There is certainly reason for their negative outlook. For example, a recent study by Verilogue and Duke Medical Center found that when oncologists discussed breast cancer treatment options with patients, costs were only discussed in 20% of the cases. If patients can’t get information on the costs and outcomes of various medical and drug treatments, then they can’t make the appropriate trade-offs.
In my opinion, the Elsevier panel was right and wrong.
Right because strides towards increased pricing transparency won’t come from within the industry. But wrong because change will be instigated from outside the industry—by government, non-profit organizations and entrepreneurs unencumbered by the war wounds of fighting vested health care interests.
Here are a couple of examples that provide me with hope:
- On the non-profit side, there is the Minnesota Community Measure Up coalition. They created the Minnesota D5 program, which provides effectiveness scores for treating diabetes by individual clinics/HCP offices.

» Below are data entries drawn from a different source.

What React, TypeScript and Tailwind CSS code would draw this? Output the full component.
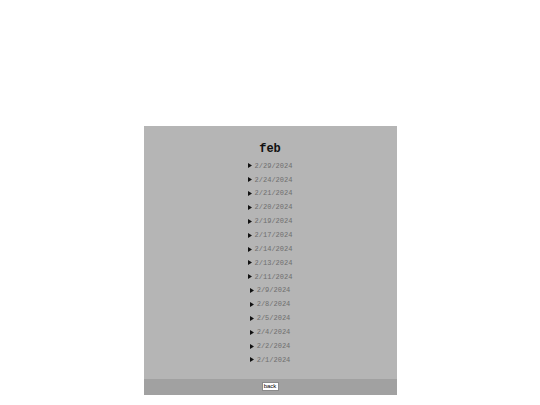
import React from "react";

const days = [
  "2/29/2024",
  "2/24/2024",
  "2/21/2024",
  "2/20/2024",
  "2/19/2024",
  "2/17/2024",
  "2/14/2024",
  "2/13/2024",
  "2/11/2024",
  "2/9/2024",
  "2/8/2024",
  "2/5/2024",
  "2/4/2024",
  "2/2/2024",
  "2/1/2024",
];

function Caret() {
  return (
    <svg width="4" height="5" viewBox="0 0 4 5" className="shrink-0">
      <path d="M0 0 L4 2.5 L0 5 Z" fill="#111" />
    </svg>
  );
}

export default function App() {
  return (
    <div className="min-h-[405px] w-full bg-white pt-[126px]">
      <div className="mx-auto flex w-[253px] flex-col bg-[#b5b5b5]">
        {/* Month heading */}
        <h1 className="pt-[17px] text-center font-['Courier_New','Liberation_Mono',monospace] text-[12px] font-bold leading-[12px] text-[#111]">
          feb
        </h1>

        {/* Day list */}
        <div className="mt-1 flex flex-col items-center pb-[12px]">
          {days.map((day) => (
            <div
              key={day}
              className="flex h-[13.86px] items-center gap-[3px] font-['Courier_New','Liberation_Mono',monospace] text-[7px] text-[#6e6e6e]"
            >
              <Caret />
              <span>{day}</span>
            </div>
          ))}
        </div>

        {/* Footer */}
        <div className="flex h-4 items-center justify-center bg-[#a1a1a1]">
          <button className="h-[9px] w-[17px] border border-[#8a8a8a] bg-white font-['Liberation_Sans',sans-serif] text-[6px] leading-[7px] text-black">
            back
          </button>
        </div>
      </div>
    </div>
  );
}
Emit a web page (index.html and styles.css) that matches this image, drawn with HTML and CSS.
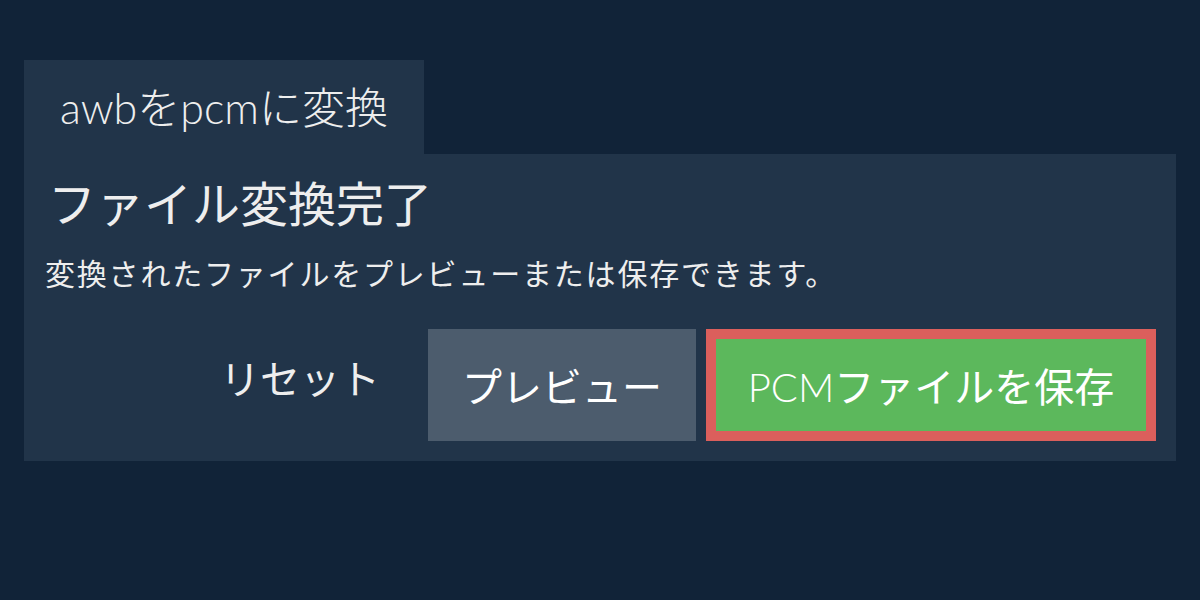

- Newer health care services like Counsyl, a genetic testing company, have actually built cost transparency into their business model. Counsyl has developed a proprietary tool that allows patients to calculate their exact costs once their particular insurance policy is factored in before they sign up for the service.
- Iodine, a newcomer in the cost and rating business for drugs, has developed a very easy interface to help consumers start evaluating the cost/quality trade-offs for different medications.
Information will drive true shopper behavior. Contrary to popular belief, patients can make educated choices. Patients don’t reflexively opt for latest and the greatest medical solution. As reported in the New York Times, a recent study in the Annals of Surgery, found that parents actually made the cost effective choice regarding appendectomies for their children.
When parents were told that both conventional and laparoscopic surgery yielded the same results, but that conventional surgery was far less expensive, two-thirds of parents chose the less expensive conventional surgery. 31% said that the information they received was the primary driver in their decision and 90% liked having a choice.
Pharma companies are going to have to learn how to market to health care shoppers rather than patients. This means that not only will pharmaceutical companies have to include cost in their outcomes studies with payers, they will also have to convince health care shoppers that their drugs represent a good value for the money.
And much like restaurants and hotels, Pharma companies will have to regularly monitor the various patient quality and cost rating systems to make sure their medications are fairly portrayed. A bad rating will have a direct impact on revenues, as consumers fail to start or stop using a medication, based on a rating they saw.
Pharma companies will need to include these products ratings from patient sites in their analyses of sales results. I predict that these analyses will show a direct correlation between consumer ratings and revenue. And when that happens, it will be the dawn of the era of the true health care shopper!